Some stories wear their inspiration on their sleeve, and the title of Kyle E. Miller's wonderlandish excursion through a decaying plane pays clear homage to the Harlan Ellison classic, "I Have No Mouth, and I Must Scream". Prepare yourselves for a similarly rich, strange journey, but there the similarities very definitely end...
You'll find what you're looking where you left it, or so the unhelpfully wise would tell you, forgetting (or ignoring) that this doesn't account for interference from any bad actors out there. Gabrielle Bleu shows that what you might instead need could still be nearby, and yesterday's enemy could be today's friend.

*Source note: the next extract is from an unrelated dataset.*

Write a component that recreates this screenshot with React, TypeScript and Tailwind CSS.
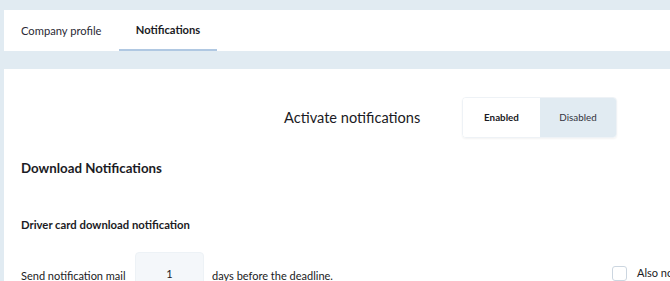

Life Isn't Fair - the formative lesson of childhood, preparing us for the painful reality we're going to have to grow up and live with for seventy years or more, if we're lucky. But while you're learning to accept it, Hannah Hulbert suggests you consider: If life isn't fair, could it be that unlife is?
Ghost stories and romance — what could be a more perfect match? Oh course, there's inevitably the risk of tragedy with such a pairing, but Daniel Rabuzzi gives us reason to hold out hope that love really can conquer all… even across centuries.

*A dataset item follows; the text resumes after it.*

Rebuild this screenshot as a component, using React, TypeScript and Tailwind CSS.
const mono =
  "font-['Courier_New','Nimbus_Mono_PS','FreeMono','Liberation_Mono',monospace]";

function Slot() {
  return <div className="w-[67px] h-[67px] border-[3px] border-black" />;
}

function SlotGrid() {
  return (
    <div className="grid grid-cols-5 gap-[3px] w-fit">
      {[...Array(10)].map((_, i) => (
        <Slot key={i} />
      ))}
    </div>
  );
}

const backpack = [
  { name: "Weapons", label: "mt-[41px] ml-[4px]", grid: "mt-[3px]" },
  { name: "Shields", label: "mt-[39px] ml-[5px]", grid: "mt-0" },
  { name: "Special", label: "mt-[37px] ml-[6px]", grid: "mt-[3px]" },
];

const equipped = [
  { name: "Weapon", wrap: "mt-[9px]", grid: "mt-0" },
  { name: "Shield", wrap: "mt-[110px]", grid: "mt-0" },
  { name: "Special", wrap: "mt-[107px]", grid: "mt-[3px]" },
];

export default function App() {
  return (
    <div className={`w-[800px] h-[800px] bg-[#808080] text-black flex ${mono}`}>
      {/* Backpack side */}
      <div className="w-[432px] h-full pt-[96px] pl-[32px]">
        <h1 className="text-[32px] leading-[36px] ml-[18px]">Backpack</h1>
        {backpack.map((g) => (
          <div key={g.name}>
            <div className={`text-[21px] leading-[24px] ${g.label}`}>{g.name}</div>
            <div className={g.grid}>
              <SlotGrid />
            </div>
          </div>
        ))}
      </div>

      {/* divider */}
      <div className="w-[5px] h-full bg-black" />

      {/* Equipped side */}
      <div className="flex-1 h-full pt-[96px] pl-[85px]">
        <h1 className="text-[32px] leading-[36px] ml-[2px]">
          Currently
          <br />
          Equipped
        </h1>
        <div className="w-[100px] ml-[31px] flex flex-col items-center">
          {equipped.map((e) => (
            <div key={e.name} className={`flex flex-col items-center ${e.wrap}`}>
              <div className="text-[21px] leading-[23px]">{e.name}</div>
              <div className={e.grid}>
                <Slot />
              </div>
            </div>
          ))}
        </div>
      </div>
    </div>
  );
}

Social Media - some love it, some hate it, but there is certainly a rich vein to mine in how the contemporary digital landscape will evolve in the future. Paul Alex Gray strikes more than just crypto-currency with this tale of a pre-apocalyptic soldier-for-hire who has to deal with a whole lot worse than online trolls.
Here we have the first of two substantial sci-fi pieces with a focus on family, one in which overcoming separation is at the heart of things, the other with gaining independence as the goal - both presenting futures of interplanetary colonisation. Jalyn Renae Fiske takes us very far from home and, against all circumstance, shows that there could be a home there too.
Depression is a kind of war. Oppression is as well. When you find yourself living through intolerable times, just surviving can be a small act of defiance, or even rebellion. But as Katie McIvor's story underlines, there may still come a point at which survival-rebellion isn't enough.
Closing out this issue is our second long sci-fi read, and as previously hinted at, they serve as inverted reflections of each other. In Claire Scherzinger's tale, we focus on a daughter seeking escape rather than a father desperately searching, and while the previous story swiftly departed from a technological environment for a more primitive one, this time it's a seemingly simple way of life being abandoned for an infinitely wider world.